Cortale, 44, began working as Rudetsky’s manager three years ago. (He is also the manager for Jeffery Roberson, a.k.a. Varla Jean Merman.) The idea for the Broadway series emerged on New Year’s weekend, as 2010 became 2011, when Rudetsky was performing his “Deconstructing Broadway’’ at the Art House. Cortale had just been appointed to the post of producing artistic director there, and was pondering how to program the summer of 2011. “I had this light-bulb [moment] of: What if we did a Broadway series?’’ recalls Cortale. “And I asked Seth if he would be interested in hosting it and curating it, and playing for the artists, and inviting people he has worked with to Provincetown. . . . At first, we both were a little unsure who would come.’’

Now they know the answer. It’s clear the stars feel comfortable performing with and opening up to Rudetsky, perhaps because his admiration for them is so palpably rooted in an appreciation for their craft. Jovial and irreverent though they are, the conversations afford audiences a glimpse behind the scenes.
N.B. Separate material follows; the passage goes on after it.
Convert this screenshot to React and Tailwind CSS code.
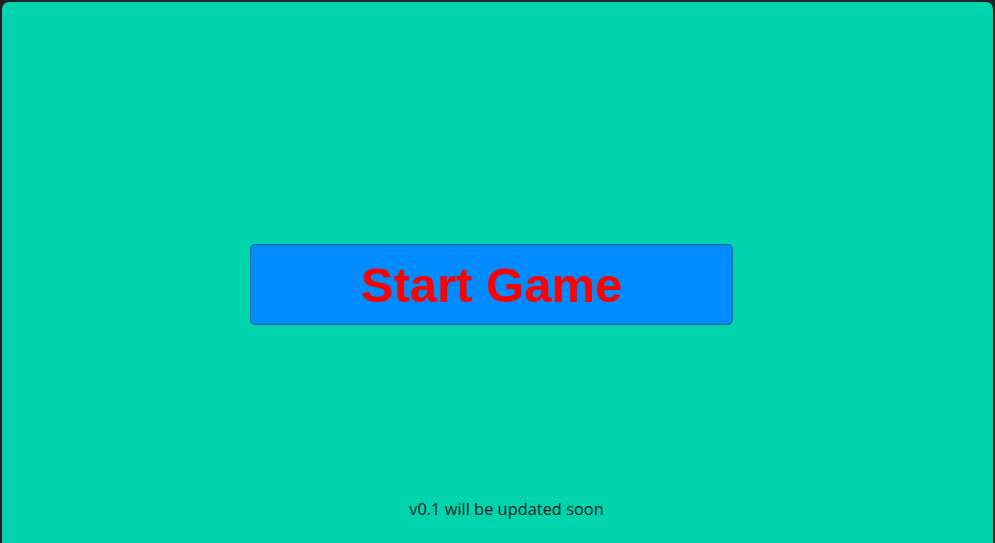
import React from 'react';

export default function App() {
  return (
    <div className="h-[543px] w-full bg-[#202124] pt-[2px] px-[2px] overflow-hidden">
      <div className="h-full bg-[#00d4ae] rounded-t-[7px] flex flex-col items-center">
        <button
          className="mt-[242px] mr-[12px] w-[483px] h-[81px] bg-[#008cff] border border-[#1d5d80] rounded-[5px] flex items-center justify-center pt-[2px] text-[#ff0000] text-[49px] font-bold leading-none"
          style={{ fontFamily: '"Liberation Sans", Arial, sans-serif' }}
        >
          Start Game
        </button>
        <div className="flex-1" />
        <p
          className="pb-[22px] pl-[18px] text-[16.4px] leading-[24px] text-[#1b1b1b]"
          style={{ fontFamily: '"Open Sans", "Noto Sans", sans-serif' }}
        >
          v0.1 will be updated soon
        </p>
      </div>
    </div>
  );
}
LuPone, for example, was mostly the picture of jaunty self-confidence during her performance at the Art House on July 4, but she showed a vulnerable side when she told Rudetsky of the time legendary composer Stephen Sondheim excoriated her after a rehearsal for a concert version of his “Passion.’’ She winced as she recalled Sondheim telling her she had reduced his lyrics to “monotonous mush.’’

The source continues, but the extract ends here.